Binding energy of nuclei is the result of two players in the game - strong short-range nuclear force between all nucleons and long range electrostatic repulsion force between protons. Up to atomic mass 30 nuclei is "hungry for binding", meaning that overall nuclear force dominates over electrostatic repulsion, so adding more nucleons makes nuclei even more tightly coupled. (That's why building $\mathcal H$ thermonuclear reactor is a thing, because at low atomic mass numbers nuclei releases energy upon taking more "companions").
In the range of atomic mass $30-90$ is a relative stability island, where nobody dominates from this force pair. Adding or subtracting nucleons at this point doesn't changes binding energy much, because electrostatic repulsion is "on par" with strong nuclear force, so "things" are saturated.

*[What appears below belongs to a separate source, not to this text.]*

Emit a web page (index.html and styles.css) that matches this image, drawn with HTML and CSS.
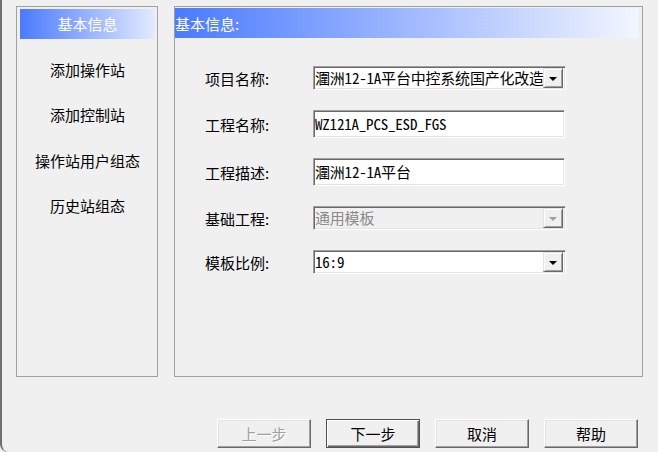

Things change up the ladder from the atomic mass 90. Electrostatic repulsion between protons becomes a bit more dominating than strong nuclear force, so nuclei is becoming "hungry for divorce". Shooting some neutrons into such nuclei, especially with high atomic numbers like $\mathbb U^{238}$, makes high risk for such nuclei to split apart into more stable components. That's the principle of radioactivity (induced or sustainable, doesn't matter). Atoms in this range releases binding energy upon splitting apart, that's why having a nuclear reactor of $\text U^{238}$ is a thing.